→ DATA EXTRACT:
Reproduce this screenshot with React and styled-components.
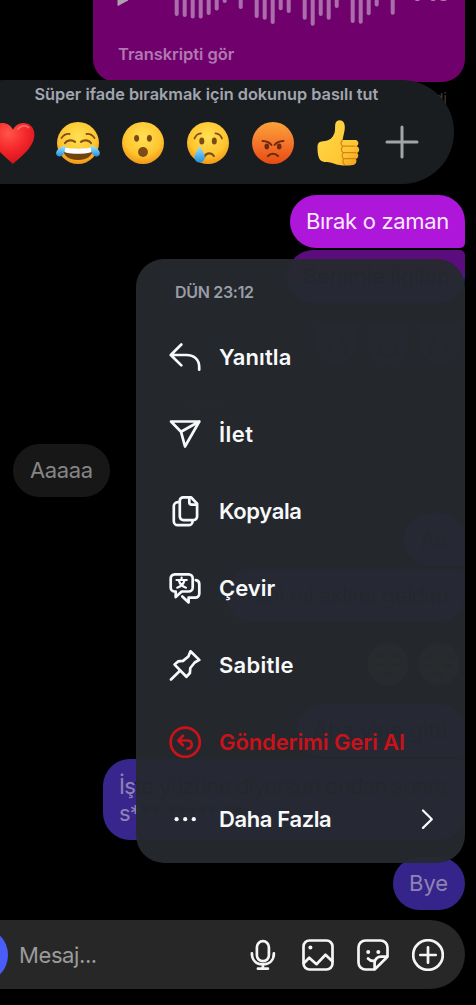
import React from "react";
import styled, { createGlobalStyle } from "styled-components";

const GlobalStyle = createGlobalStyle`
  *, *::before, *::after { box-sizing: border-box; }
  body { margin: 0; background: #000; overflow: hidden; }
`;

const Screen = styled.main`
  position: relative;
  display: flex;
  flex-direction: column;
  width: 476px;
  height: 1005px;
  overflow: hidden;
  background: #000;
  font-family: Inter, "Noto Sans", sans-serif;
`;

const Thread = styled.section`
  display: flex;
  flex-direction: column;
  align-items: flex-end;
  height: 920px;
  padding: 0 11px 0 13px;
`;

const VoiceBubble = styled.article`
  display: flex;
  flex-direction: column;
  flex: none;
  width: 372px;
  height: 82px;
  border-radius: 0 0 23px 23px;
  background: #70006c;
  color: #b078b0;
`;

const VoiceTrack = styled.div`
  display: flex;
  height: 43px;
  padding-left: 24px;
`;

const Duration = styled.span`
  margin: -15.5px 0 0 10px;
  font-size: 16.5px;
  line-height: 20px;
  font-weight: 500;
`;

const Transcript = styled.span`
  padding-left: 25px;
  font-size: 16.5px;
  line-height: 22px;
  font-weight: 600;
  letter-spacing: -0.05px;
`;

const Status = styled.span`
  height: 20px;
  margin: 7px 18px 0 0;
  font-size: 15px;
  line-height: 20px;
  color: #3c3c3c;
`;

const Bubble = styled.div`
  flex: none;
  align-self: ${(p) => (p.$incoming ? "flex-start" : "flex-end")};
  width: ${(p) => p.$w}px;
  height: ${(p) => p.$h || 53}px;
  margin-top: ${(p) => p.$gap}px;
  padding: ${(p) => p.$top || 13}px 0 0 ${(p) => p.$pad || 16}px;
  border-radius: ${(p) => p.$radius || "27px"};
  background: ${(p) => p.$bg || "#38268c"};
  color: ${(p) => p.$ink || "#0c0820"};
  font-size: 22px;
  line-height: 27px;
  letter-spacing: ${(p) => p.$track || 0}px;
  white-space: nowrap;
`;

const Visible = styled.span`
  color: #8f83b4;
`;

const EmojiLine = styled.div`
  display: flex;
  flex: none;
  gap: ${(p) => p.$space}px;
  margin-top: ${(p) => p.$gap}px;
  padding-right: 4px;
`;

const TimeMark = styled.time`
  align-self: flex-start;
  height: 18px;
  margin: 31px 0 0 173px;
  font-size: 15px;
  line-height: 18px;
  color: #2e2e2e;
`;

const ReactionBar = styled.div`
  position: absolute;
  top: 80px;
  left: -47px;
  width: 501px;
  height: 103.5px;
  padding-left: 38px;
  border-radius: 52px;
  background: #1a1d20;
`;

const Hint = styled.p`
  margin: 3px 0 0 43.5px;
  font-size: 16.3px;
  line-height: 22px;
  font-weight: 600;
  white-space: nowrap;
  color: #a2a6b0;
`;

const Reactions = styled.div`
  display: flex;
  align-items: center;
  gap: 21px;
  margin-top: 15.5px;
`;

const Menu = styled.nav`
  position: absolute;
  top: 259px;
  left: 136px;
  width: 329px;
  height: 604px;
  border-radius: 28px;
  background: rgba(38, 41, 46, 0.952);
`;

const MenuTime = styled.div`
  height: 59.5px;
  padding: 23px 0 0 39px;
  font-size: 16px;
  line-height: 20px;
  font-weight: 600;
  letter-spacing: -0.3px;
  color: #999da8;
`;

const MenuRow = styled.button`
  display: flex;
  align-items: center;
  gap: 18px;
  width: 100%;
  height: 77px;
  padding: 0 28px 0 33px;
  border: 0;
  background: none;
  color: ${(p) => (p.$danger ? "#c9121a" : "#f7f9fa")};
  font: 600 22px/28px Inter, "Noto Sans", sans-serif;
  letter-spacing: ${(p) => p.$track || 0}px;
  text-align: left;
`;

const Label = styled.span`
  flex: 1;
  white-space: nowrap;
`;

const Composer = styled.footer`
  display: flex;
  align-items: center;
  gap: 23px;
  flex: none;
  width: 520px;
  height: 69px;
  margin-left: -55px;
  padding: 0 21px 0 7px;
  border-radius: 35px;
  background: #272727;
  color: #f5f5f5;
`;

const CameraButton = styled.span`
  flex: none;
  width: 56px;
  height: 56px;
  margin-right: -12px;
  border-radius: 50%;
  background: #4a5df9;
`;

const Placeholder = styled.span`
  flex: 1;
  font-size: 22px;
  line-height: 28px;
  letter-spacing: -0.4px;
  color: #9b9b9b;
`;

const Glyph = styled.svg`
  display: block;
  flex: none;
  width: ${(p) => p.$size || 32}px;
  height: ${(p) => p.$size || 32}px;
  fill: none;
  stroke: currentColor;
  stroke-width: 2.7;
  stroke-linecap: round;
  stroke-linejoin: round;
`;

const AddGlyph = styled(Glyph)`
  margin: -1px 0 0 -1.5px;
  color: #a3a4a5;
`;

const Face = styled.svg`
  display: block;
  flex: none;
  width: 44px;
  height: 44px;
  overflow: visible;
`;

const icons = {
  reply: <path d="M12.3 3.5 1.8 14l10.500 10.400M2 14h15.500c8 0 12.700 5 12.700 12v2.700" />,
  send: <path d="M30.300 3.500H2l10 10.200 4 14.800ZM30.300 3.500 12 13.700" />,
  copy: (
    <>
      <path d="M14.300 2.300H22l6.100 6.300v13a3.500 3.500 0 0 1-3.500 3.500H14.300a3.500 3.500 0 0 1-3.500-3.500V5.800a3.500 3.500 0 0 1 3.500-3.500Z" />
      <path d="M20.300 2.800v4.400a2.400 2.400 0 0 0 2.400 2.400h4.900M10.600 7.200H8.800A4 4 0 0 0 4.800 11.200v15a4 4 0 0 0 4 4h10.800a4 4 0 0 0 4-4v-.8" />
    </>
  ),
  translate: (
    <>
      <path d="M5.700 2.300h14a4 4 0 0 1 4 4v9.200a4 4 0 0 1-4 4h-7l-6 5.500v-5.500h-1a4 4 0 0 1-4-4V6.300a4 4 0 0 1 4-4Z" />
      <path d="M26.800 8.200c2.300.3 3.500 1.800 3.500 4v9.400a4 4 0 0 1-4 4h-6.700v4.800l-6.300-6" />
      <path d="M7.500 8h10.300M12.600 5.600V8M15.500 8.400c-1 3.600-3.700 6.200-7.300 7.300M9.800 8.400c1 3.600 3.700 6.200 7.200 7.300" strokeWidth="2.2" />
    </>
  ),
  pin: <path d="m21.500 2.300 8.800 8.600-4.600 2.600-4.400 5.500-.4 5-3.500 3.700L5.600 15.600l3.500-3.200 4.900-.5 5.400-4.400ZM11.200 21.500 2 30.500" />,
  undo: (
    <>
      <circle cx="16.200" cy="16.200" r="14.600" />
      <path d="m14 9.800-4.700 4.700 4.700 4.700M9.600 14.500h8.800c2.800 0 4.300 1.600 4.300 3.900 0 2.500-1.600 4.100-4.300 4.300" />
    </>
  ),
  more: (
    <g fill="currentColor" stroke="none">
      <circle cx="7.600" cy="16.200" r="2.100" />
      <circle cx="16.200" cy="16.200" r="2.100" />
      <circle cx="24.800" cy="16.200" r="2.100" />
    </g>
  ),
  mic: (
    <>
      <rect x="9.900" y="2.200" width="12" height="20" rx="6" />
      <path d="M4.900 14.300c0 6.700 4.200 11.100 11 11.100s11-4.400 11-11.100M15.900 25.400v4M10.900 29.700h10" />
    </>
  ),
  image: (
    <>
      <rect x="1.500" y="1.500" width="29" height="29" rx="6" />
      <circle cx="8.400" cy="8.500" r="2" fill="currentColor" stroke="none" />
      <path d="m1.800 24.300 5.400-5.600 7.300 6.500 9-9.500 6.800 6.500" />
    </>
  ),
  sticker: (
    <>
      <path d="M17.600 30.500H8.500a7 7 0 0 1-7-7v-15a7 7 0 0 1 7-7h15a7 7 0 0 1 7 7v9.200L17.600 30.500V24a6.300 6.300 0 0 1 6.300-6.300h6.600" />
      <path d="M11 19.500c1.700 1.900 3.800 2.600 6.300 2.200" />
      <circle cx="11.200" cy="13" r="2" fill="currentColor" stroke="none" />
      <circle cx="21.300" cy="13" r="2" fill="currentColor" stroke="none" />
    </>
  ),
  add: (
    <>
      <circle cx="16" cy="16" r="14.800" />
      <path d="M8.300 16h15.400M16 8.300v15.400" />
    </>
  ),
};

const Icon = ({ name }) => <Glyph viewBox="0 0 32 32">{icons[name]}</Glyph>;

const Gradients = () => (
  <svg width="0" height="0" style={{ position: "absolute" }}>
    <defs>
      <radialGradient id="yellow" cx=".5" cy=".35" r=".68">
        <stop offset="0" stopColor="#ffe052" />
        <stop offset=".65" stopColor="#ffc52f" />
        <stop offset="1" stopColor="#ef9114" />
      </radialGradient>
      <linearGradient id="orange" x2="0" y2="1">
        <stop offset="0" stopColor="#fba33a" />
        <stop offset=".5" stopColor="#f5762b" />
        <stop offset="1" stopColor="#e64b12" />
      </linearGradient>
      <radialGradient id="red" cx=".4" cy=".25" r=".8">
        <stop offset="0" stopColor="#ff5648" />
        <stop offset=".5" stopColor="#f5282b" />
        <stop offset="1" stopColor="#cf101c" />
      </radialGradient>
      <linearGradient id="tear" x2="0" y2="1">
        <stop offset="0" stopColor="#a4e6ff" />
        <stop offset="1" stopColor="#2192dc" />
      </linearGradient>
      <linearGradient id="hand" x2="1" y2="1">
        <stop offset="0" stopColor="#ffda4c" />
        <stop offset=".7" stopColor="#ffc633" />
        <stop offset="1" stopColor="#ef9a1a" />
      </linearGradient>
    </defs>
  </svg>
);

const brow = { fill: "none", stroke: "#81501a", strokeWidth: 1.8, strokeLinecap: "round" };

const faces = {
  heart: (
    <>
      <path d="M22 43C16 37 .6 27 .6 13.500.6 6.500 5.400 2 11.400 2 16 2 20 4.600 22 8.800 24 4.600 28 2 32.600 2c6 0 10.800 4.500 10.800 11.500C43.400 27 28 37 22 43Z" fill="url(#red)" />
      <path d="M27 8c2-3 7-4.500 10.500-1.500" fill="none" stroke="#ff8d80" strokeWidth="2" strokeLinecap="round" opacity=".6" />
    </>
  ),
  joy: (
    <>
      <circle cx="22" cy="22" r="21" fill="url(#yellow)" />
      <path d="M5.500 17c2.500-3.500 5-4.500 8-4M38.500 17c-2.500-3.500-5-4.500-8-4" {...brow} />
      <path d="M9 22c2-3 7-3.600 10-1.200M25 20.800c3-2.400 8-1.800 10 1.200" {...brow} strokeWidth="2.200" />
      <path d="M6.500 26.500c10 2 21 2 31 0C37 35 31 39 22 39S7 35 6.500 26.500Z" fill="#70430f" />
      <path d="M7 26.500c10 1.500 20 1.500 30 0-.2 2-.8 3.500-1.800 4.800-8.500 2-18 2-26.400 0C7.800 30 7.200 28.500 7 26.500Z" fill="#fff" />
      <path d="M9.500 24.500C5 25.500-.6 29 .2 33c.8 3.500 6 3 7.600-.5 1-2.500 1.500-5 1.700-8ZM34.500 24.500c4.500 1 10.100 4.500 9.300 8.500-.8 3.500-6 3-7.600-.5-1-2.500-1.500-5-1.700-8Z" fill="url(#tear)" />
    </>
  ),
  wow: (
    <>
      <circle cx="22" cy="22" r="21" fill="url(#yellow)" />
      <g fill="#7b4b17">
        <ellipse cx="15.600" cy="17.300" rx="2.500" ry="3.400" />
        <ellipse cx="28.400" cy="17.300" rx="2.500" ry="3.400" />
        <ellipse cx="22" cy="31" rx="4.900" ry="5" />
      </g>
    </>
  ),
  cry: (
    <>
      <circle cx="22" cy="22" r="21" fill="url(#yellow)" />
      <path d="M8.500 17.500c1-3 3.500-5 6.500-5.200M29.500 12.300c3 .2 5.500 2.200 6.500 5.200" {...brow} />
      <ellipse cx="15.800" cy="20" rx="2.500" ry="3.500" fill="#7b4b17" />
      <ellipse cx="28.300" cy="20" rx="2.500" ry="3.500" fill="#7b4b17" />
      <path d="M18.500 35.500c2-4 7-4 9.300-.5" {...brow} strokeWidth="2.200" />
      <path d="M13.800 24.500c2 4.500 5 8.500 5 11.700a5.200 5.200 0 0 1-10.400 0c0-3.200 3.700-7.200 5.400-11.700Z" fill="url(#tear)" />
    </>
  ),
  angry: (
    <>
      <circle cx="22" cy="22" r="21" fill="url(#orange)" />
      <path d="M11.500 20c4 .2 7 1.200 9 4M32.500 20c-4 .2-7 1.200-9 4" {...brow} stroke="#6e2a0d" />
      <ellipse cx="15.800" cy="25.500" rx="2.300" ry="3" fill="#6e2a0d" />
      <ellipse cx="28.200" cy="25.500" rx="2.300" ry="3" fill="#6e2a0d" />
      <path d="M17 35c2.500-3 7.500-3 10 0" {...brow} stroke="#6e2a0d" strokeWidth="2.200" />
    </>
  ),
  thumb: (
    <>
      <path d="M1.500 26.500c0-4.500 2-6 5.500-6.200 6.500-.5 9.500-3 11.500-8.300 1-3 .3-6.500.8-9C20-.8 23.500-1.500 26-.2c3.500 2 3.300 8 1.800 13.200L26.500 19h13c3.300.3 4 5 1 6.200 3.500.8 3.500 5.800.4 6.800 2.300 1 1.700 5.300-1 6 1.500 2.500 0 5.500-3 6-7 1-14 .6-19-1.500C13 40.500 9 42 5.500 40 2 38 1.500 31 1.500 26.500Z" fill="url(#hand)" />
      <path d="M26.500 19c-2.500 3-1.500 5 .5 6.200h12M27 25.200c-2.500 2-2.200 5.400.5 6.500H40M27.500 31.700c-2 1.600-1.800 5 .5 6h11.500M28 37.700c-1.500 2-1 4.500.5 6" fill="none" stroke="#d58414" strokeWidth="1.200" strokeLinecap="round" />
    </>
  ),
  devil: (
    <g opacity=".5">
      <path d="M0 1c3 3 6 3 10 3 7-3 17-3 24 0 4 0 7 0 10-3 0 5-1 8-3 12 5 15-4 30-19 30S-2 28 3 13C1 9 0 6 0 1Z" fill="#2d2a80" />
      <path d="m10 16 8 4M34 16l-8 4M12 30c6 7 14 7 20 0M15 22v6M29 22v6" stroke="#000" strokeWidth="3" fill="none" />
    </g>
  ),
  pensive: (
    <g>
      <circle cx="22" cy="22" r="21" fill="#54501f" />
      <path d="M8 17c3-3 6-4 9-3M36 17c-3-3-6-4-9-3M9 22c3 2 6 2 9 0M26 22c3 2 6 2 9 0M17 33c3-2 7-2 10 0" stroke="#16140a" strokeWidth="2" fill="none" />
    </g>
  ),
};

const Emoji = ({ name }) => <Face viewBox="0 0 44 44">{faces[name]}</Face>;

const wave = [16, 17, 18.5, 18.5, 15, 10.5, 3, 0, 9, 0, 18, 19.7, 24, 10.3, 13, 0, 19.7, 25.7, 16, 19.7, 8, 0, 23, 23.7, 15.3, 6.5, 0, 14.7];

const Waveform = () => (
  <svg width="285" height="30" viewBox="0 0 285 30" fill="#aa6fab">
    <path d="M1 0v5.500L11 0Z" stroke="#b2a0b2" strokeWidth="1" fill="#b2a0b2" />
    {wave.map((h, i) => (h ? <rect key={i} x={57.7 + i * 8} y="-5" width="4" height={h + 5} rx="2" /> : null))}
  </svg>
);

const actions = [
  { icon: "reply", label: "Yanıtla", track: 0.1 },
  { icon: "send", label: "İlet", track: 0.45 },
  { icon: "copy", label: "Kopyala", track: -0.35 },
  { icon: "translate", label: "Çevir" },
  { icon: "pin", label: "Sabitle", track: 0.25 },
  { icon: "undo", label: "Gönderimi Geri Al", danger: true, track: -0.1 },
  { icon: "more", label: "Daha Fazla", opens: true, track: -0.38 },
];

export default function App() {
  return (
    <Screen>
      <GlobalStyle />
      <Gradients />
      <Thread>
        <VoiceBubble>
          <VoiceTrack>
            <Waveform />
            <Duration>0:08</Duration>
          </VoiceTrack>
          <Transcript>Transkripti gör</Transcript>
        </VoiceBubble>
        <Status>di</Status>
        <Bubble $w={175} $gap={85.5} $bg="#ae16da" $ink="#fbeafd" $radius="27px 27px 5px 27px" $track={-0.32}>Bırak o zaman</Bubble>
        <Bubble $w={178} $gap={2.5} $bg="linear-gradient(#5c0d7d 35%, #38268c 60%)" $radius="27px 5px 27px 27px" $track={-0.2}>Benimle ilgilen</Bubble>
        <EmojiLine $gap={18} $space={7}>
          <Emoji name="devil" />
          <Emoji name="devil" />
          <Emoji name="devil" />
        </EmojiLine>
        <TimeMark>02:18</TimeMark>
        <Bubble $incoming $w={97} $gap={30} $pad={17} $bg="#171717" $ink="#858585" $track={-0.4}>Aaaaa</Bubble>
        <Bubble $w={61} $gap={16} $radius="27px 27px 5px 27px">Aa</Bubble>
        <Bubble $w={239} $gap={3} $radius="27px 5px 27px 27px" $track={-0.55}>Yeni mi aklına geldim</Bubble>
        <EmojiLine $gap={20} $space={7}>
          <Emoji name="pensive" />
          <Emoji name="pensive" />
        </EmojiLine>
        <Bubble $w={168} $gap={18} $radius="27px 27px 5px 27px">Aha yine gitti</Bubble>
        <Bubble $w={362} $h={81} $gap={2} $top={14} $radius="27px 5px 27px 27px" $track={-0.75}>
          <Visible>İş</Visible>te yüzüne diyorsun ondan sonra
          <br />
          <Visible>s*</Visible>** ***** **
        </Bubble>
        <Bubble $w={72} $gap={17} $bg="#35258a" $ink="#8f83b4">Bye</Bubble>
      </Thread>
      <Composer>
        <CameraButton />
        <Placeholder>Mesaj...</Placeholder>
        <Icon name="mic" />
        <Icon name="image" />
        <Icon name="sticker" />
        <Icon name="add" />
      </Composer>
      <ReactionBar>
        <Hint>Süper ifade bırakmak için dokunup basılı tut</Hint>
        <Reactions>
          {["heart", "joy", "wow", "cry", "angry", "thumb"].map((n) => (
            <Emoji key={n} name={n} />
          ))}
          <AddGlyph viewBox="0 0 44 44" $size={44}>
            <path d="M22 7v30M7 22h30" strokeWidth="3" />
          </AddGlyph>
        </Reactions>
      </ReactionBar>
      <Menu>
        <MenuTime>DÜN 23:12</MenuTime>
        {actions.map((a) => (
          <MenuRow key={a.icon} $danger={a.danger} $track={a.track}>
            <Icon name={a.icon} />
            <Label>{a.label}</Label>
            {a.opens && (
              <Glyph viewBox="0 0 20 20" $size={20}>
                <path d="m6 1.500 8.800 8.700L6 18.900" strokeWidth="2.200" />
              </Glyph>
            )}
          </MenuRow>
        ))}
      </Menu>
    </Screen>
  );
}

→ TASK GOAL: Report all lines of the data above that include the string "components".

→ SOLUTION TO THIS EXERCISE:
Reproduce this screenshot with React and styled-components.
import styled, { createGlobalStyle } from "styled-components";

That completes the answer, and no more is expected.